A team of Japanese scientists, led by biologist Kazuo Yamagata from the Kindai University in Japan, have managed to extract the nuclei from mammoth cells and transplant them into a mouse. Within the experiment, the cells did show signs of “life” although their activation was very limited.

The cells belonged to a 28,000-year-old mammoth carcass known as Yuka, who at the time of her death would have been seven-years-old. The results of this groundbreaking scientific undertaking were presented in the journal Scientific Reports on March 11, 2019. Yuka, which was retrieved from the permafrost of Siberia in 2010, is one of the most pristine mammoth specimens to have been discovered.

Organic matter such as animal carcasses are indeed best preserved in the permafrost environment — cocooned in severely cold temperatures helps soft tissue, such as skin, fur or brain, to survive.

Scientists managed to take out 88 nucleus-like structures from the creature’s muscle tissue.
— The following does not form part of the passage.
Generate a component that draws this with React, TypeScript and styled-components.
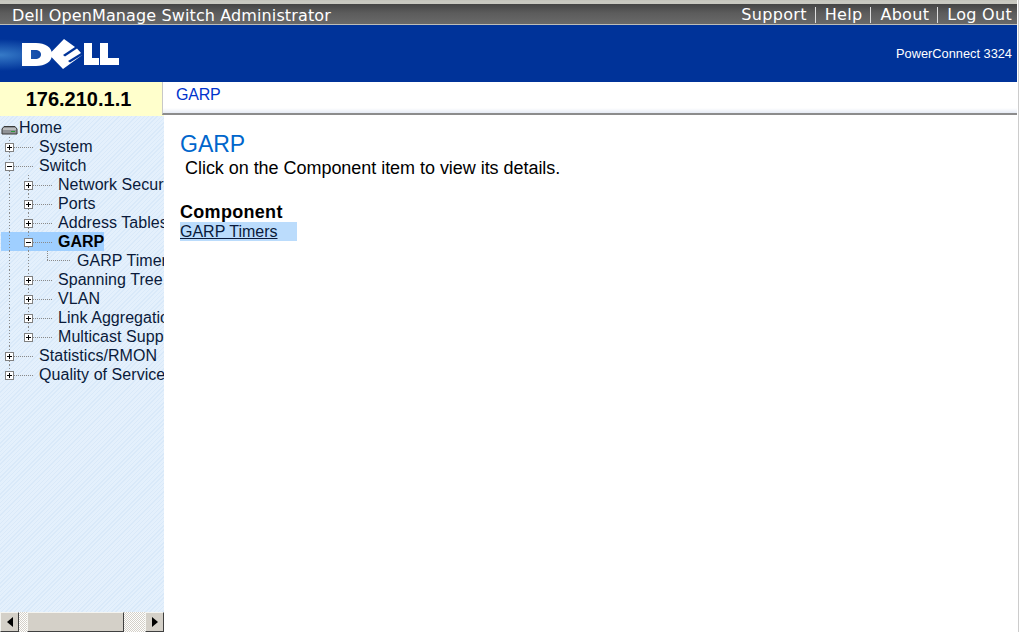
import { createGlobalStyle } from "styled-components"
import styled from "styled-components"

const GlobalStyle = createGlobalStyle`
  html, body {
    margin: 0;
    padding: 0;
    background: #fff;
    overflow: hidden;
  }
`

const Page = styled.div`
  width: 1019px;
  height: 632px;
  display: flex;
  flex-direction: column;
  font-family: "Liberation Sans", Arial, sans-serif;
  box-sizing: border-box;
  border-right: 1px solid #ccc;
  padding-right: 1px;
  overflow: hidden;
`

const TopBar = styled.div`
  height: 25px;
  box-sizing: border-box;
  flex: none;
  display: flex;
  align-items: center;
  justify-content: space-between;
  padding: 5px 5px 0 12px;
  border-top: 1px solid #c4c4bc;
  border-bottom: 1px solid #bdbdb8;
  background: linear-gradient(#c8c8c0 0 3px, #444 3px, #5c5c5c 12px, #696969);
  color: #fff;
  font-family: "DejaVu Sans", sans-serif;
  font-size: 16px;
`

const AppTitle = styled.span`
  letter-spacing: 0.12px;
`

const TopNav = styled.nav`
  display: flex;
  align-items: center;
  letter-spacing: 0.3px;
`

const TopLink = styled.a<{ $first?: boolean }>`
  padding: 0 0 0 ${(p) => (p.$first ? 0 : 9)}px;
  margin-left: ${(p) => (p.$first ? 0 : 8)}px;
  border-left: ${(p) => (p.$first ? "none" : "1px solid #ddd")};
  line-height: 16px;
`

const Banner = styled.div`
  height: 57px;
  flex: none;
  display: flex;
  align-items: center;
  justify-content: space-between;
  padding-right: 5px;
  background:
    radial-gradient(ellipse 60px 16px at 0 30px, rgba(90, 170, 230, 0.6), rgba(0, 51, 153, 0)),
    #003399;
  color: #fff;
  font-size: 12.8px;
`

const Logo = styled.svg`
  width: 130px;
  height: 40px;
  margin-top: -1px;
  flex: none;
`

const Body = styled.div`
  flex: 1;
  min-height: 0;
  display: flex;
`

const Sidebar = styled.aside`
  width: 164px;
  flex: none;
  display: flex;
  flex-direction: column;
`

const IpBox = styled.div`
  height: 34px;
  display: flex;
  align-items: center;
  justify-content: center;
  padding-right: 7px;
  background: #ffffcc;
  color: #000;
  font-size: 20px;
  font-weight: 700;
`

const Tree = styled.div`
  flex: 1;
  min-height: 0;
  padding: 2px 0 0 1px;
  overflow: hidden;
  background:
    repeating-linear-gradient(135deg, #d9e9f9 0 1px, #e4f0fc 1px 3px);
`

const Row = styled.div<{ $selected?: boolean }>`
  height: 19px;
  width: fit-content;
  display: flex;
  align-items: center;
  background: ${(p) => (p.$selected ? "#9fcfff" : "transparent")};
  white-space: nowrap;
`

const Guide = styled.span`
  width: 19px;
  height: 19px;
  flex: none;
  background: repeating-linear-gradient(#8a8a8a 0 1px, transparent 1px 3px) 8px 0 / 1px 100% no-repeat;
`

const ToggleCell = styled.span<{ $last?: boolean }>`
  width: 13px;
  height: 19px;
  flex: none;
  display: flex;
  align-items: center;
  background: repeating-linear-gradient(#8a8a8a 0 1px, transparent 1px 3px) 8px 0 / 1px ${(p) => (p.$last ? "50%" : "100%")} no-repeat;
`

const Toggle = styled.svg`
  width: 9px;
  height: 9px;
  margin: 1px 0 0 4px;
`

const Leader = styled.span`
  width: 19px;
  height: 1px;
  flex: none;
  margin: 1px 6px 0 0;
  background: repeating-linear-gradient(90deg, #8a8a8a 0 1px, transparent 1px 2px);
`

const Elbow = styled.span`
  width: 32px;
  height: 19px;
  flex: none;
  margin-right: 6px;
  background:
    repeating-linear-gradient(#8a8a8a 0 1px, transparent 1px 2px) 8px 0 / 1px 10px no-repeat,
    repeating-linear-gradient(90deg, #8a8a8a 0 1px, transparent 1px 2px) 8px 9px / 24px 1px no-repeat;
`

const HomeIcon = styled.svg`
  width: 17px;
  height: 10px;
  flex: none;
  margin: 4px 1px 0 0;
`

const RowLabel = styled.span<{ $selected?: boolean }>`
  font-size: 16px;
  letter-spacing: ${(p) => (p.$selected ? 0 : 0.05)}px;
  font-weight: ${(p) => (p.$selected ? 700 : 400)};
  color: ${(p) => (p.$selected ? "#000" : "#0a1a3a")};
`

const SideScroll = styled.div`
  height: 20px;
  flex: none;
  display: flex;
  background: conic-gradient(#fff 25%, #d4d0c8 0 50%, #fff 0 75%, #d4d0c8 0) 0 0 / 2px 2px;
`

const ScrollButton = styled.span`
  width: 19px;
  box-sizing: border-box;
  flex: none;
  display: flex;
  align-items: center;
  justify-content: center;
  background: #d4d0c8;
  border: 1px solid;
  border-color: #f4f4f0 #404040 #404040 #f4f4f0;
`

const ScrollThumb = styled.span`
  width: 97px;
  margin: 0 21px 0 8px;
  box-sizing: border-box;
  background: #d4d0c8;
  border: 1px solid;
  border-color: #f4f4f0 #404040 #404040 #f4f4f0;
`

const Arrow = styled.svg`
  width: 6px;
  height: 10px;
`

const Main = styled.main`
  flex: 1;
  min-width: 0;
  display: flex;
  flex-direction: column;
`

const CrumbBar = styled.div`
  height: 33px;
  box-sizing: border-box;
  flex: none;
  margin-left: -2px;
  padding: 4px 0 0 13px;
  border-left: 1px solid #c8c8c8;
  border-bottom: 2px solid #8c8c8c;
  background: linear-gradient(#fff 0 26px, #e6ebf5);
  color: #0033cc;
  font-size: 16px;
  line-height: 18px;
  letter-spacing: -0.2px;
`

const Content = styled.section`
  flex: 1;
  padding: 16px 16px 0;
  background: #fff;
  color: #000;
`

const Title = styled.h1`
  margin: 0;
  font-size: 23px;
  line-height: 27px;
  font-weight: 400;
  color: #0066cc;
`

const Intro = styled.p`
  margin: 0 0 0 5px;
  font-size: 18px;
  line-height: 20px;
  letter-spacing: -0.04px;
`

const ListHeading = styled.div`
  margin-top: 25px;
  font-size: 18px;
  line-height: 19px;
  font-weight: 700;
  letter-spacing: 0.3px;
`

const ListRow = styled.div`
  width: 117px;
  height: 19px;
  background: #bbdcfc;
  font-size: 16px;
  line-height: 19px;
`

const ListLink = styled.a`
  color: #0a1a3a;
  text-decoration: underline;
`

type TreeItem = {
  label: string
  guides: number
  state?: "plus" | "minus"
  last?: boolean
  selected?: boolean
}

const items: TreeItem[] = [
  { label: "System", guides: 0, state: "plus" },
  { label: "Switch", guides: 0, state: "minus" },
  { label: "Network Security", guides: 1, state: "plus" },
  { label: "Ports", guides: 1, state: "plus" },
  { label: "Address Tables", guides: 1, state: "plus" },
  { label: "GARP", guides: 1, state: "minus", selected: true },
  { label: "GARP Timers", guides: 2 },
  { label: "Spanning Tree", guides: 1, state: "plus" },
  { label: "VLAN", guides: 1, state: "plus" },
  { label: "Link Aggregation", guides: 1, state: "plus" },
  { label: "Multicast Support", guides: 1, state: "plus", last: true },
  { label: "Statistics/RMON", guides: 0, state: "plus" },
  { label: "Quality of Service", guides: 0, state: "plus", last: true },
]

function ToggleBox({ state }: { state: "plus" | "minus" }) {
  return (
    <Toggle viewBox="0 0 9 9">
      <rect x="0.5" y="0.5" width="8" height="8" fill="#fff" stroke="#808080" />
      <path d="M2 4.5h5" stroke="#000" />
      {state === "plus" && <path d="M4.5 2v5" stroke="#000" />}
    </Toggle>
  )
}

export default function App() {
  return (
    <Page>
      <GlobalStyle />
      <TopBar>
        <AppTitle>Dell OpenManage Switch Administrator</AppTitle>
        <TopNav>
          <TopLink $first>Support</TopLink>
          <TopLink>Help</TopLink>
          <TopLink>About</TopLink>
          <TopLink>Log Out</TopLink>
        </TopNav>
      </TopBar>
      <Banner>
        <Logo viewBox="0 0 130 40">
          <g fill="#fff">
            <path fillRule="evenodd" d="M22 10h14c9 0 16 4 16 11.5S45 33 36 33H22zM31 17v9h4c4 0 6-2 6-4.500s-2-4.500-6-4.500z" />
            <path d="M49 21.500 64 6 75 14 63 22 65 23.500 77 15.500 81 20 68 28 70 29.500 83 21.500 63 36z" />
            <path d="M84 10h8v15h7v7H84z" />
            <path d="M100 10h8v15h11v7h-19z" />
          </g>
        </Logo>
        <span>PowerConnect 3324</span>
      </Banner>
      <Body>
        <Sidebar>
          <IpBox>176.210.1.1</IpBox>
          <Tree>
            <Row>
              <HomeIcon viewBox="0 0 17 10">
                <path d="M3 1.500h11l2 2.500v5H1V4z" fill="#8f9296" stroke="#3a3a3a" />
                <path d="M2 4h13" stroke="#e4e4e4" />
                <path d="M10 6.500h4" stroke="#2a9a3a" />
              </HomeIcon>
              <RowLabel>Home</RowLabel>
            </Row>
            {items.map((item) => (
              <Row key={item.label} $selected={item.selected}>
                {Array.from({ length: item.guides }, (_, i) => (
                  <Guide key={i} />
                ))}
                {item.state ? (
                  <>
                    <ToggleCell $last={item.last}>
                      <ToggleBox state={item.state} />
                    </ToggleCell>
                    <Leader />
                  </>
                ) : (
                  <Elbow />
                )}
                <RowLabel $selected={item.selected}>{item.label}</RowLabel>
              </Row>
            ))}
          </Tree>
          <SideScroll>
            <ScrollButton>
              <Arrow viewBox="0 0 6 10">
                <path d="M6 0v10L0 5z" fill="#000" />
              </Arrow>
            </ScrollButton>
            <ScrollThumb />
            <ScrollButton>
              <Arrow viewBox="0 0 6 10">
                <path d="M0 0v10l6-5z" fill="#000" />
              </Arrow>
            </ScrollButton>
          </SideScroll>
        </Sidebar>
        <Main>
          <CrumbBar>GARP</CrumbBar>
          <Content>
            <Title>GARP</Title>
            <Intro>Click on the Component item to view its details.</Intro>
            <ListHeading>Component</ListHeading>
            <ListRow>
              <ListLink>GARP Timers</ListLink>
            </ListRow>
          </Content>
        </Main>
      </Body>
    </Page>
  )
}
They then inserted the nucleic material into mouse oocytes — the immature eggs (female sex cells) which are produced in the ovaries. In order to ensure reliability of the experiment, the team also implanted cells from an elephant to a control sample.

Upon incubation, some of the mammoth cells were active, although only for a brief period of time. They completed certain processes that take place before actual cell division, including the accurate arrangement of chromosomes to spindle structures before a cell gets to split into two.

The reasons why woolly mammoths vanished from Earth in the first place have not been fully agreed upon either, but many attribute climate change that came with the ending of the last Ice Age. The rising temperatures likely threatened the majority of mammoth habitats and they began to die out. Some of the last woolly mammoth populations survived in remote regions in Siberia until approximately 9,650 years ago.

The very last of the kin surprisingly made it until circa 1650 B.C. in an isolated environment on Wrangel Island in the Arctic Ocean. After them, this giant prehistoric mammal completely disappeared.

Early humans may have also contributed to the woolly mammoth demise, hunting them for food and other resources such as their tusks and warm fur.